_DIRECTION:_ Gather all lines in the entries that include the word "code".

_RECORDS FOR THIS TASK:_
··········
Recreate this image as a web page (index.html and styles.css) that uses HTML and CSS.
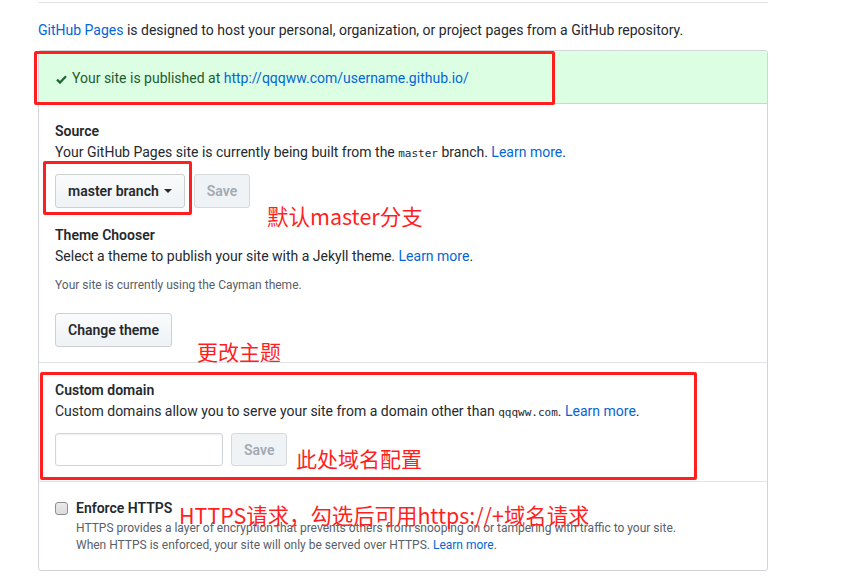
FILE: index.html
```html
<!DOCTYPE html>
<html lang="en">
<head>
<meta charset="utf-8">
<title>GitHub Pages</title>
<link rel="stylesheet" href="styles.css">
</head>
<body>
<div class="page">
  <div class="topline"></div>
  <p class="intro"><a href="#">GitHub Pages</a> is designed to host your personal, organization, or project pages from a GitHub repository.</p>
  <div class="panel">
    <div class="flash">
      <svg class="check" width="11" height="9" viewBox="0 0 11 9" aria-hidden="true"><polyline points="1,4.6 4,7.5 10,1.3" fill="none" stroke-width="2.3"/></svg>
      <span>Your site is published at <a href="#">http://qqqww.com/username.github.io/</a></span>
    </div>
    <div class="section">
      <h3 class="title">Source</h3>
      <p class="desc">Your GitHub Pages site is currently being built from the <code>master</code> branch. <a href="#">Learn more</a>.</p>
      <div class="row">
        <button class="btn"><span>master branch</span><span class="caret"></span></button>
        <button class="btn disabled">Save</button>
      </div>
      <div class="theme">
        <h3 class="title">Theme Chooser</h3>
        <p class="desc">Select a theme to publish your site with a Jekyll theme. <a href="#">Learn more</a>.</p>
        <p class="note">Your site is currently using the Cayman theme.</p>
        <button class="btn">Change theme</button>
      </div>
    </div>
    <div class="section">
      <h3 class="title">Custom domain</h3>
      <p class="desc">Custom domains allow you to serve your site from a domain other than <code>qqqww.com</code>. <a href="#">Learn more</a>.</p>
      <div class="row row-domain">
        <span class="input"></span>
        <button class="btn disabled">Save</button>
      </div>
    </div>
    <div class="section section-last">
      <div class="check-row">
        <span class="checkbox"></span>
        <div class="check-body">
          <h3 class="title">Enforce HTTPS</h3>
          <p class="small">HTTPS provides a layer of encryption that prevents others from snooping on or tampering with traffic to your site.<br>When HTTPS is enforced, your site will only be served over HTTPS. <a href="#">Learn more</a>.</p>
        </div>
      </div>
    </div>
  </div>

  <div class="mark mark-1"></div>
  <div class="mark mark-2"></div>
  <div class="mark mark-3"></div>
  <div class="ann ann-1">默认master分支</div>
  <div class="ann ann-2">更改主题</div>
  <div class="ann ann-3">此处域名配置</div>
  <div class="ann ann-4">HTTPS请求，勾选后可用https://+域名请求</div>
</div>
</body>
</html>
```
FILE: styles.css
```css
html, body {
  margin: 0;
  padding: 0;
  background: #fff;
}
body {
  font-family: Roboto, "Noto Sans", "Liberation Sans", sans-serif;
  font-size: 14px;
  line-height: 21px;
  color: #24292e;
}
a {
  color: #0366d6;
  text-decoration: none;
}
.page {
  position: relative;
  width: 842px;
  height: 580px;
  padding: 2px 0 0 38px;
  box-sizing: border-box;
}
.topline {
  width: 730px;
  border-bottom: 1px solid #e1e4e8;
}
.intro {
  margin: 17px 0 9px;
}
.panel {
  width: 730px;
  box-sizing: border-box;
  border: 1px solid #d1d5da;
  border-radius: 3px;
}
.flash {
  display: flex;
  align-items: center;
  gap: 5px;
  padding: 17px 16px 14px 17px;
  background: #dcffe4;
  border-bottom: 1px solid #b5e5c0;
  color: #1d5a2c;
  border-radius: 3px 3px 0 0;
}
.check {
  stroke: #1c6630;
  flex: none;
  margin-top: 1px;
}
.section {
  padding: 17px 16px 15px;
}
.section + .section {
  border-top: 1px solid #e1e4e8;
}
.section-last {
  padding-top: 16px;
  padding-bottom: 16px;
}
.title {
  margin: 0;
  font-size: 14px;
  font-weight: 600;
  line-height: 21px;
}
.desc {
  margin: 0;
}
code {
  font-family: "DejaVu Sans Mono", "Liberation Mono", monospace;
  font-size: 11px;
}
.row {
  display: flex;
  gap: 9px;
  margin-top: 10px;
}
.row-domain {
  gap: 8px;
}
.btn {
  display: inline-flex;
  align-items: center;
  height: 34px;
  box-sizing: border-box;
  padding: 6px 12px;
  font-family: inherit;
  font-size: 14px;
  font-weight: 600;
  line-height: 20px;
  color: #24292e;
  background: linear-gradient(#fafbfc, #eff3f6 90%);
  border: 1px solid #cdcfd1;
  border-radius: 3px;
}
.btn.disabled {
  color: #a3aab1;
  background: #eff3f6;
  border-color: #d7dadc;
}
.row-domain .btn {
  height: 33px;
}
.caret {
  display: inline-block;
  width: 0;
  height: 0;
  margin-left: 5px;
  border-top: 4px solid #24292e;
  border-left: 4px solid transparent;
  border-right: 4px solid transparent;
}
.theme {
  margin-top: 17px;
}
.note {
  margin: 9px 0 19px;
  font-size: 12px;
  line-height: 18px;
  color: #586069;
}
.input {
  display: block;
  width: 168px;
  height: 33px;
  box-sizing: border-box;
  border: 1px solid #d1d5da;
  border-radius: 3px;
  background: #fff;
  box-shadow: inset 0 1px 2px rgba(27, 31, 35, 0.075);
}
.check-row {
  display: flex;
  align-items: flex-start;
  gap: 8px;
}
.checkbox {
  flex: none;
  width: 13px;
  height: 13px;
  margin-top: 4px;
  box-sizing: border-box;
  border: 1px solid #8e8f8f;
  border-radius: 3px;
  background: linear-gradient(#e9e9e9, #dcdcdc);
}
.small {
  margin: 1px 0 0;
  font-size: 12px;
  line-height: 17px;
  color: #586069;
}

/* annotation overlays */
.mark {
  position: absolute;
  box-sizing: border-box;
  border: 3px solid #ff1f1f;
  border-radius: 2px;
}
.mark-1 { left: 34px; top: 51px; width: 521px; height: 54px; }
.mark-2 { left: 43px; top: 161px; width: 149px; height: 54px; }
.mark-3 { left: 40px; top: 372px; width: 657px; height: 108px; }
.ann {
  position: absolute;
  font-family: "Noto Sans CJK SC", "Noto Sans", sans-serif;
  font-size: 21px;
  line-height: 21px;
  color: #ff1f1f;
  white-space: nowrap;
}
.ann-1 { left: 267px; top: 205px; font-size: 21.5px; }
.ann-2 { left: 197px; top: 341px; }
.ann-3 { left: 296px; top: 448px; }
.ann-4 { left: 179px; top: 504px; font-size: 21.4px; }
```
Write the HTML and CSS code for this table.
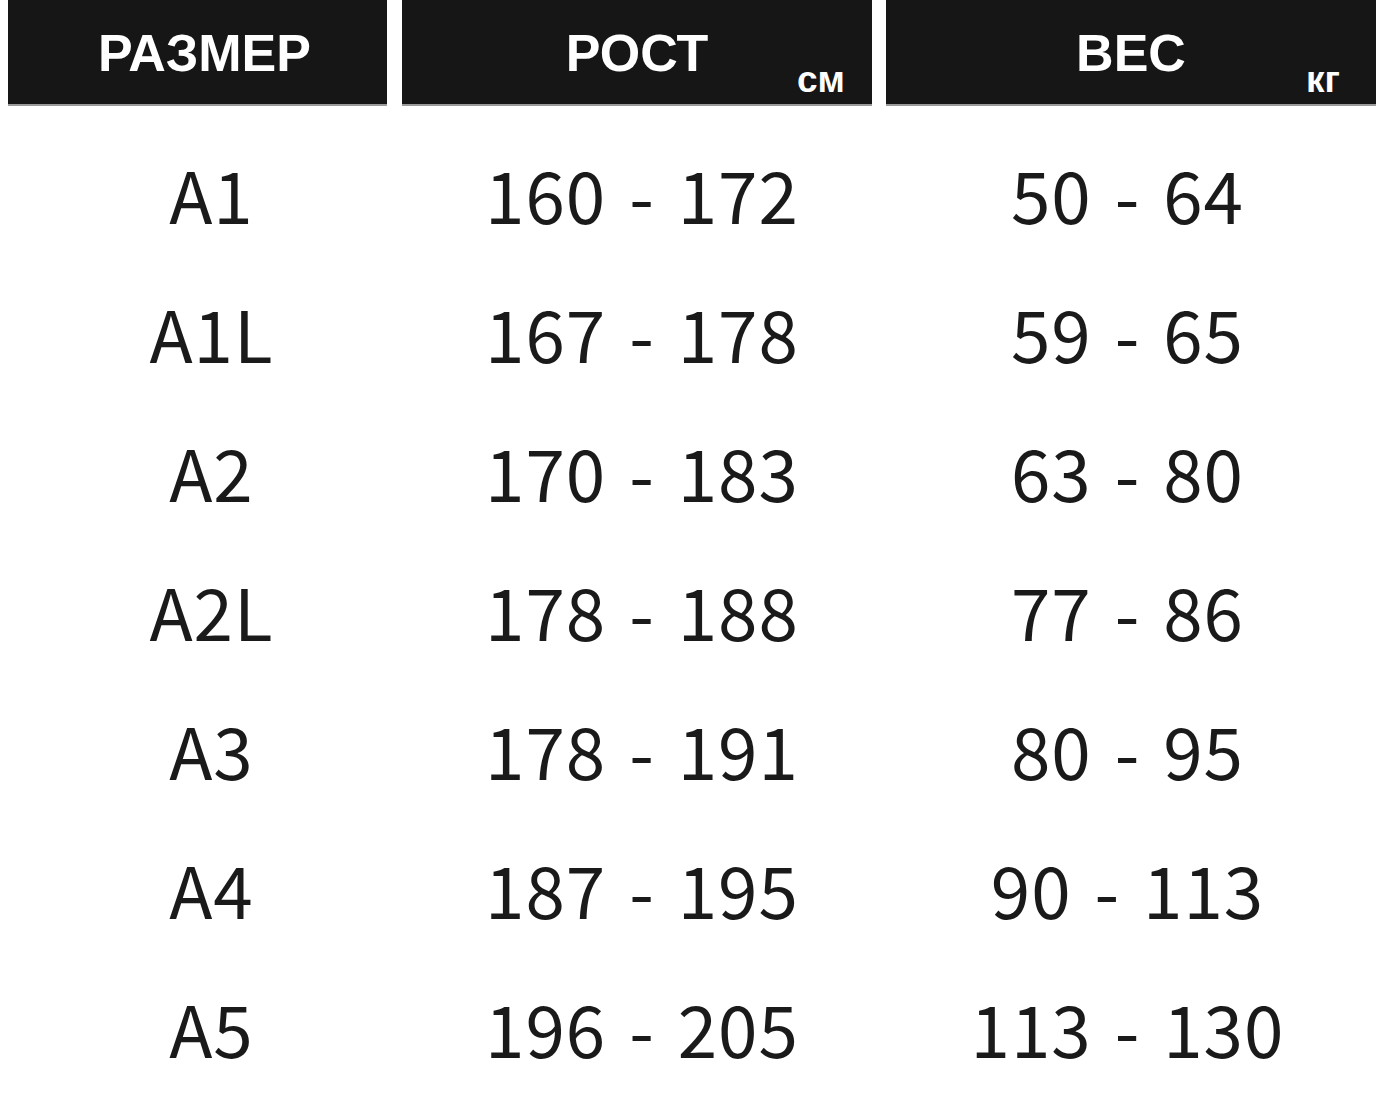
FILE: index.html
```html
<!DOCTYPE html>
<html lang="ru">
<head>
<meta charset="utf-8">
<link rel="stylesheet" href="styles.css">
</head>
<body>
<div class="chart">
  <div class="head h1"><span class="title">РАЗМЕР</span></div>
  <div class="head h2"><span class="title">РОСТ</span><span class="unit">см</span></div>
  <div class="head h3"><span class="title">ВЕС</span><span class="unit">кг</span></div>

  <div class="cell c1">A1</div><div class="cell c2">160 - 172</div><div class="cell c3">50 - 64</div>
  <div class="cell c1">A1L</div><div class="cell c2">167 - 178</div><div class="cell c3">59 - 65</div>
  <div class="cell c1">A2</div><div class="cell c2">170 - 183</div><div class="cell c3">63 - 80</div>
  <div class="cell c1">A2L</div><div class="cell c2">178 - 188</div><div class="cell c3">77 - 86</div>
  <div class="cell c1">A3</div><div class="cell c2">178 - 191</div><div class="cell c3">80 - 95</div>
  <div class="cell c1">A4</div><div class="cell c2">187 - 195</div><div class="cell c3">90 - 113</div>
  <div class="cell c1">A5</div><div class="cell c2">196 - 205</div><div class="cell c3">113 - 130</div>
</div>
</body>
</html>
```
FILE: styles.css
```css
html, body {
  margin: 0;
  padding: 0;
  background: #ffffff;
}
body {
  padding: 0 4px 0 8px;
}
.chart {
  display: grid;
  grid-template-columns: 379px 470px 489px;
  column-gap: 15px;
  grid-template-rows: 106px;
  grid-auto-rows: 139px;
}
.head {
  position: relative;
  background: #161616;
  border-bottom: 2px solid #9a9a9a;
  box-sizing: border-box;
  display: flex;
  align-items: center;
  justify-content: center;
  color: #ffffff;
  font-family: "Liberation Sans", Arial, sans-serif;
  font-weight: bold;
}
.h1 { padding-left: 14px; }
.h3 { margin-left: -1px; }
.title {
  font-size: 52px;
  line-height: 1;
  margin-top: 2px;
}
.unit {
  position: absolute;
  bottom: 6px;
  font-size: 37px;
  line-height: 1;
}
.h2 .unit { right: 27px; }
.h3 .unit { right: 36px; }
.cell {
  display: flex;
  align-items: center;
  justify-content: center;
  font-family: "Noto Sans CJK KR", "Noto Sans", sans-serif;
  font-size: 71px;
  color: #1a1a1a;
  line-height: 1;
  letter-spacing: 1px;
  word-spacing: 6px;
  padding-top: 36px;
}
.c1 { padding-left: 28px; }
.c2 { padding-left: 10px; }
.c3 { padding-right: 8px; }
```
··········
_TASK OUTPUT:_
      <p class="desc">Your GitHub Pages site is currently being built from the <code>master</code> branch. <a href="#">Learn more</a>.</p>
      <p class="desc">Custom domains allow you to serve your site from a domain other than <code>qqqww.com</code>. <a href="#">Learn more</a>.</p>
code {
Write the HTML and CSS code for this table.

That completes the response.